**DATA BLOCK**

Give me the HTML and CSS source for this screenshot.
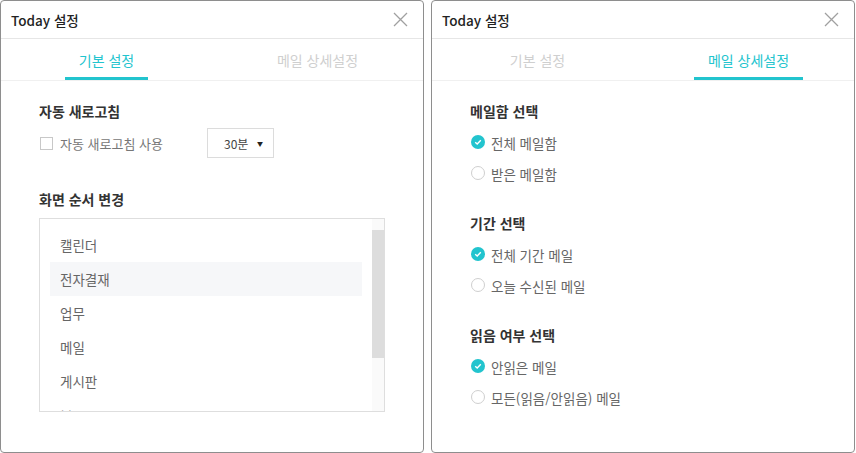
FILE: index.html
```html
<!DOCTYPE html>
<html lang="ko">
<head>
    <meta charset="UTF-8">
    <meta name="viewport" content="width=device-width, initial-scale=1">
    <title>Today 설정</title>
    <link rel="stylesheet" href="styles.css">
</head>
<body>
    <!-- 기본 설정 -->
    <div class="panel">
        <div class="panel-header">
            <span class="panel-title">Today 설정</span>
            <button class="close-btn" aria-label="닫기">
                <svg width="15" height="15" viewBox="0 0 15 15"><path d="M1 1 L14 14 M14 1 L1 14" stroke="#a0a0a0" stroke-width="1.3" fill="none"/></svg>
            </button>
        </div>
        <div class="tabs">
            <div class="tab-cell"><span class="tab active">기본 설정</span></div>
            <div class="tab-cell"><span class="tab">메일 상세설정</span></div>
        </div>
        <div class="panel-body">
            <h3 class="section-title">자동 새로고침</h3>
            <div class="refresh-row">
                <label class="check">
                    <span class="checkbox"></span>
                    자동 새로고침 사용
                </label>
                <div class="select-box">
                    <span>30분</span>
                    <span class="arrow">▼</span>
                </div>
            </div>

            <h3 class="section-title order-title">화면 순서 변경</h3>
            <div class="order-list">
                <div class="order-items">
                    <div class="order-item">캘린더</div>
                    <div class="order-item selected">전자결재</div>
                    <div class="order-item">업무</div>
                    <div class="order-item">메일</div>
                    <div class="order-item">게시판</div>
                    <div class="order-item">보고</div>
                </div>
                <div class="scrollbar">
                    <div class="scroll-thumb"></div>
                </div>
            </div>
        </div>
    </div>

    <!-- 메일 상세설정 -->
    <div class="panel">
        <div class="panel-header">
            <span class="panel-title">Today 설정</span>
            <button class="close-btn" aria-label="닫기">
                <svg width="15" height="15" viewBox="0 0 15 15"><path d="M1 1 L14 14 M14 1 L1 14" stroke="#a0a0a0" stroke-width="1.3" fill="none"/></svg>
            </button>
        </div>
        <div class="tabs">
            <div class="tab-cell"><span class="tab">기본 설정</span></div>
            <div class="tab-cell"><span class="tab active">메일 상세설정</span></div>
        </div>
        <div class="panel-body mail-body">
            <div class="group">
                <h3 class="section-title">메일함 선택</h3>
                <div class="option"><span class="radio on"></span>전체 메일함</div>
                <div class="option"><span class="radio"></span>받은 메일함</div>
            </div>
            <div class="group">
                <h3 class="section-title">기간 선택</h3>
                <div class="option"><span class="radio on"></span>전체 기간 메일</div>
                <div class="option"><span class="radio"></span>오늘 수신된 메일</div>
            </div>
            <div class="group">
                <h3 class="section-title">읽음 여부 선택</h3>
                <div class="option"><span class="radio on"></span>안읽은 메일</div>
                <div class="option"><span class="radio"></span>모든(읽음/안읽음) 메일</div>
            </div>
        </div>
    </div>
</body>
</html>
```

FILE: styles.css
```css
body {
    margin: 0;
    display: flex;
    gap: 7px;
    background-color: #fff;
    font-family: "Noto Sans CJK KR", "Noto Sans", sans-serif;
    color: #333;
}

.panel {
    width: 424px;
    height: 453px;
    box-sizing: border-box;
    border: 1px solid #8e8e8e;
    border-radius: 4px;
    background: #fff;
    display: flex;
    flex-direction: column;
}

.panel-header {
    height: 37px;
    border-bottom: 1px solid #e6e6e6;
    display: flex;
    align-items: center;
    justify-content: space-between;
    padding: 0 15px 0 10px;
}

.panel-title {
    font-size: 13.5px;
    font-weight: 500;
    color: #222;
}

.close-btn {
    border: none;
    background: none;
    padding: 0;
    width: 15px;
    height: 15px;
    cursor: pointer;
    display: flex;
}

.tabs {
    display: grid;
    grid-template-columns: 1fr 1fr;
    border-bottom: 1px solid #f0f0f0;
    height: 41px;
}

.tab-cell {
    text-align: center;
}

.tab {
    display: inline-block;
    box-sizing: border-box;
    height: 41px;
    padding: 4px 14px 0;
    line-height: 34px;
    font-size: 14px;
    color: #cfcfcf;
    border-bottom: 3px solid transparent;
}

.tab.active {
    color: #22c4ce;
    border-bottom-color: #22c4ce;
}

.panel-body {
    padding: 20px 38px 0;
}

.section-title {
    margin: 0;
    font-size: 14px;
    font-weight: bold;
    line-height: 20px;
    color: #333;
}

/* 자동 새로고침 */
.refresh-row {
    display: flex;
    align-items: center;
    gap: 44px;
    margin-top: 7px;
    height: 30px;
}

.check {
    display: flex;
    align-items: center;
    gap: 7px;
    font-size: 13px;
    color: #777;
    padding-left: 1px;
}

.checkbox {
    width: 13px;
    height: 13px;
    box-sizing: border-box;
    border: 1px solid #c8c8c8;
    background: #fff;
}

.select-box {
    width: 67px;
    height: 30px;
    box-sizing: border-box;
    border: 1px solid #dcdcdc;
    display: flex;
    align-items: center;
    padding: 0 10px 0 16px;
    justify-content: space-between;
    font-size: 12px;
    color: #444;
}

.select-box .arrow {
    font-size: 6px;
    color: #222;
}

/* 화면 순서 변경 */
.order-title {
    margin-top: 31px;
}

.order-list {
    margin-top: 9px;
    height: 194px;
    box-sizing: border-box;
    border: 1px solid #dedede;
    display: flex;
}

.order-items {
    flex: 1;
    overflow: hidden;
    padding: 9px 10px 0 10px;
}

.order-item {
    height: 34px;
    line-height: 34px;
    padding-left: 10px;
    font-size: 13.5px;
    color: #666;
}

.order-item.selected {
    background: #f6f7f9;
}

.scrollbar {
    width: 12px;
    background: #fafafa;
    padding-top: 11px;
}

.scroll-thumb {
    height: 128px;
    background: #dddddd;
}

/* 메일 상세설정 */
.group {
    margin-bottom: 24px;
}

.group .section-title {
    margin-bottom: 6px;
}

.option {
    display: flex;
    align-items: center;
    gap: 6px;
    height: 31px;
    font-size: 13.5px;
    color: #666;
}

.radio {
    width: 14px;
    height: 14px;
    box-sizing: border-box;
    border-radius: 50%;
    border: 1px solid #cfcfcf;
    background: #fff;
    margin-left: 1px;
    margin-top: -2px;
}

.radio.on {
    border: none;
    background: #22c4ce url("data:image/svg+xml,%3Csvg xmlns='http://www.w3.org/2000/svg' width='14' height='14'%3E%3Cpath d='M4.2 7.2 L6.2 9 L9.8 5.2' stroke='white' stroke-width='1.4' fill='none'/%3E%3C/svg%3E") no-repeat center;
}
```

**WHAT IS NEEDED**
Without the pictures, repeat the listing above exactly.

**RESULT OF THE TASK**
Give me the HTML and CSS source for this screenshot.
FILE: index.html
```html
<!DOCTYPE html>
<html lang="ko">
<head>
    <meta charset="UTF-8">
    <meta name="viewport" content="width=device-width, initial-scale=1">
    <title>Today 설정</title>
    <link rel="stylesheet" href="styles.css">
</head>
<body>
    <!-- 기본 설정 -->
    <div class="panel">
        <div class="panel-header">
            <span class="panel-title">Today 설정</span>
            <button class="close-btn" aria-label="닫기">
                <svg width="15" height="15" viewBox="0 0 15 15"><path d="M1 1 L14 14 M14 1 L1 14" stroke="#a0a0a0" stroke-width="1.3" fill="none"/></svg>
            </button>
        </div>
        <div class="tabs">
            <div class="tab-cell"><span class="tab active">기본 설정</span></div>
            <div class="tab-cell"><span class="tab">메일 상세설정</span></div>
        </div>
        <div class="panel-body">
            <h3 class="section-title">자동 새로고침</h3>
            <div class="refresh-row">
                <label class="check">
                    <span class="checkbox"></span>
                    자동 새로고침 사용
                </label>
                <div class="select-box">
                    <span>30분</span>
                    <span class="arrow">▼</span>
                </div>
            </div>

            <h3 class="section-title order-title">화면 순서 변경</h3>
            <div class="order-list">
                <div class="order-items">
                    <div class="order-item">캘린더</div>
                    <div class="order-item selected">전자결재</div>
                    <div class="order-item">업무</div>
                    <div class="order-item">메일</div>
                    <div class="order-item">게시판</div>
                    <div class="order-item">보고</div>
                </div>
                <div class="scrollbar">
                    <div class="scroll-thumb"></div>
                </div>
            </div>
        </div>
    </div>

    <!-- 메일 상세설정 -->
    <div class="panel">
        <div class="panel-header">
            <span class="panel-title">Today 설정</span>
            <button class="close-btn" aria-label="닫기">
                <svg width="15" height="15" viewBox="0 0 15 15"><path d="M1 1 L14 14 M14 1 L1 14" stroke="#a0a0a0" stroke-width="1.3" fill="none"/></svg>
            </button>
        </div>
        <div class="tabs">
            <div class="tab-cell"><span class="tab">기본 설정</span></div>
            <div class="tab-cell"><span class="tab active">메일 상세설정</span></div>
        </div>
        <div class="panel-body mail-body">
            <div class="group">
                <h3 class="section-title">메일함 선택</h3>
                <div class="option"><span class="radio on"></span>전체 메일함</div>
                <div class="option"><span class="radio"></span>받은 메일함</div>
            </div>
            <div class="group">
                <h3 class="section-title">기간 선택</h3>
                <div class="option"><span class="radio on"></span>전체 기간 메일</div>
                <div class="option"><span class="radio"></span>오늘 수신된 메일</div>
            </div>
            <div class="group">
                <h3 class="section-title">읽음 여부 선택</h3>
                <div class="option"><span class="radio on"></span>안읽은 메일</div>
                <div class="option"><span class="radio"></span>모든(읽음/안읽음) 메일</div>
            </div>
        </div>
    </div>
</body>
</html>
```

FILE: styles.css
```css
body {
    margin: 0;
    display: flex;
    gap: 7px;
    background-color: #fff;
    font-family: "Noto Sans CJK KR", "Noto Sans", sans-serif;
    color: #333;
}

.panel {
    width: 424px;
    height: 453px;
    box-sizing: border-box;
    border: 1px solid #8e8e8e;
    border-radius: 4px;
    background: #fff;
    display: flex;
    flex-direction: column;
}

.panel-header {
    height: 37px;
    border-bottom: 1px solid #e6e6e6;
    display: flex;
    align-items: center;
    justify-content: space-between;
    padding: 0 15px 0 10px;
}

.panel-title {
    font-size: 13.5px;
    font-weight: 500;
    color: #222;
}

.close-btn {
    border: none;
    background: none;
    padding: 0;
    width: 15px;
    height: 15px;
    cursor: pointer;
    display: flex;
}

.tabs {
    display: grid;
    grid-template-columns: 1fr 1fr;
    border-bottom: 1px solid #f0f0f0;
    height: 41px;
}

.tab-cell {
    text-align: center;
}

.tab {
    display: inline-block;
    box-sizing: border-box;
    height: 41px;
    padding: 4px 14px 0;
    line-height: 34px;
    font-size: 14px;
    color: #cfcfcf;
    border-bottom: 3px solid transparent;
}

.tab.active {
    color: #22c4ce;
    border-bottom-color: #22c4ce;
}

.panel-body {
    padding: 20px 38px 0;
}

.section-title {
    margin: 0;
    font-size: 14px;
    font-weight: bold;
    line-height: 20px;
    color: #333;
}

/* 자동 새로고침 */
.refresh-row {
    display: flex;
    align-items: center;
    gap: 44px;
    margin-top: 7px;
    height: 30px;
}

.check {
    display: flex;
    align-items: center;
    gap: 7px;
    font-size: 13px;
    color: #777;
    padding-left: 1px;
}

.checkbox {
    width: 13px;
    height: 13px;
    box-sizing: border-box;
    border: 1px solid #c8c8c8;
    background: #fff;
}

.select-box {
    width: 67px;
    height: 30px;
    box-sizing: border-box;
    border: 1px solid #dcdcdc;
    display: flex;
    align-items: center;
    padding: 0 10px 0 16px;
    justify-content: space-between;
    font-size: 12px;
    color: #444;
}

.select-box .arrow {
    font-size: 6px;
    color: #222;
}

/* 화면 순서 변경 */
.order-title {
    margin-top: 31px;
}

.order-list {
    margin-top: 9px;
    height: 194px;
    box-sizing: border-box;
    border: 1px solid #dedede;
    display: flex;
}

.order-items {
    flex: 1;
    overflow: hidden;
    padding: 9px 10px 0 10px;
}

.order-item {
    height: 34px;
    line-height: 34px;
    padding-left: 10px;
    font-size: 13.5px;
    color: #666;
}

.order-item.selected {
    background: #f6f7f9;
}

.scrollbar {
    width: 12px;
    background: #fafafa;
    padding-top: 11px;
}

.scroll-thumb {
    height: 128px;
    background: #dddddd;
}

/* 메일 상세설정 */
.group {
    margin-bottom: 24px;
}

.group .section-title {
    margin-bottom: 6px;
}

.option {
    display: flex;
    align-items: center;
    gap: 6px;
    height: 31px;
    font-size: 13.5px;
    color: #666;
}

.radio {
    width: 14px;
    height: 14px;
    box-sizing: border-box;
    border-radius: 50%;
    border: 1px solid #cfcfcf;
    background: #fff;
    margin-left: 1px;
    margin-top: -2px;
}

.radio.on {
    border: none;
    background: #22c4ce url("data:image/svg+xml,%3Csvg xmlns='http://www.w3.org/2000/svg' width='14' height='14'%3E%3Cpath d='M4.2 7.2 L6.2 9 L9.8 5.2' stroke='white' stroke-width='1.4' fill='none'/%3E%3C/svg%3E") no-repeat center;
}
```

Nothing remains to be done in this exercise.